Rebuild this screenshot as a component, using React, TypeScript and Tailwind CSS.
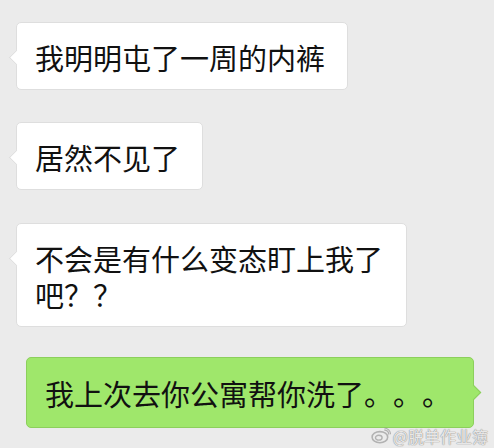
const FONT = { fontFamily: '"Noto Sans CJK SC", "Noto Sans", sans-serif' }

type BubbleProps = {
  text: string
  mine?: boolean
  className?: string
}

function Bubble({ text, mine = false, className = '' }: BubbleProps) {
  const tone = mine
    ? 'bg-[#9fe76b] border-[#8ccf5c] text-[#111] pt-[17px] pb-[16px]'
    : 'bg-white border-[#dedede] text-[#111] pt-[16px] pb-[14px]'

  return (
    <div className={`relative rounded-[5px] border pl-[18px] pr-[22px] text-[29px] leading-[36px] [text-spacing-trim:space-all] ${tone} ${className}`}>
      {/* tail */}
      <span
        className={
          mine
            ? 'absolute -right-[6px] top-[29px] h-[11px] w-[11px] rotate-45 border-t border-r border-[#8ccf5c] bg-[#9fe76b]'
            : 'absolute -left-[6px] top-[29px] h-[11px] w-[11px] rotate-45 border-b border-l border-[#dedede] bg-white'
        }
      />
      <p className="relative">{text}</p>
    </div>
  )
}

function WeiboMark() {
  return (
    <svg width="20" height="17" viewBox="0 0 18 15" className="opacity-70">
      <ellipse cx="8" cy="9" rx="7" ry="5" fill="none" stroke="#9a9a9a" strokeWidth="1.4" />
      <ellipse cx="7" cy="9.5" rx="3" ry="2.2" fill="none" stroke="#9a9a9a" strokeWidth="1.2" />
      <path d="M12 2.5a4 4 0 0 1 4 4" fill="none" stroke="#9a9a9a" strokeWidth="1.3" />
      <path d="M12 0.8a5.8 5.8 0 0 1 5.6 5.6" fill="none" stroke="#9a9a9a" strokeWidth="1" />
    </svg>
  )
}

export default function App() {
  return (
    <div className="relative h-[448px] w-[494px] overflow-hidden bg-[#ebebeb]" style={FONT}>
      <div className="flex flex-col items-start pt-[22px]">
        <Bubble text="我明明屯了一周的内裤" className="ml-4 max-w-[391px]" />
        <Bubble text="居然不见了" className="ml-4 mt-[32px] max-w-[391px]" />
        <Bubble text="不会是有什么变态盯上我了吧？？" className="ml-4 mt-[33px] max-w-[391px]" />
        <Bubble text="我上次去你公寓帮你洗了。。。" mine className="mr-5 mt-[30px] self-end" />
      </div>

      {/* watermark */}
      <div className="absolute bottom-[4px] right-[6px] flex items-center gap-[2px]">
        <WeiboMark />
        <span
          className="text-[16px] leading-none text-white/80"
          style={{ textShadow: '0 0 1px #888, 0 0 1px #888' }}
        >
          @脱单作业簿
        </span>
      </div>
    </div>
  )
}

**********

:: What is required ::
Return the material line for line, from its beginning to the line that contains "text-[#111] pt-[16px] pb-[14px]'", with the pictures left out.

:: Answer below ::
Rebuild this screenshot as a component, using React, TypeScript and Tailwind CSS.
const FONT = { fontFamily: '"Noto Sans CJK SC", "Noto Sans", sans-serif' }

type BubbleProps = {
  text: string
  mine?: boolean
  className?: string
}

function Bubble({ text, mine = false, className = '' }: BubbleProps) {
  const tone = mine
    ? 'bg-[#9fe76b] border-[#8ccf5c] text-[#111] pt-[17px] pb-[16px]'
    : 'bg-white border-[#dedede] text-[#111] pt-[16px] pb-[14px]'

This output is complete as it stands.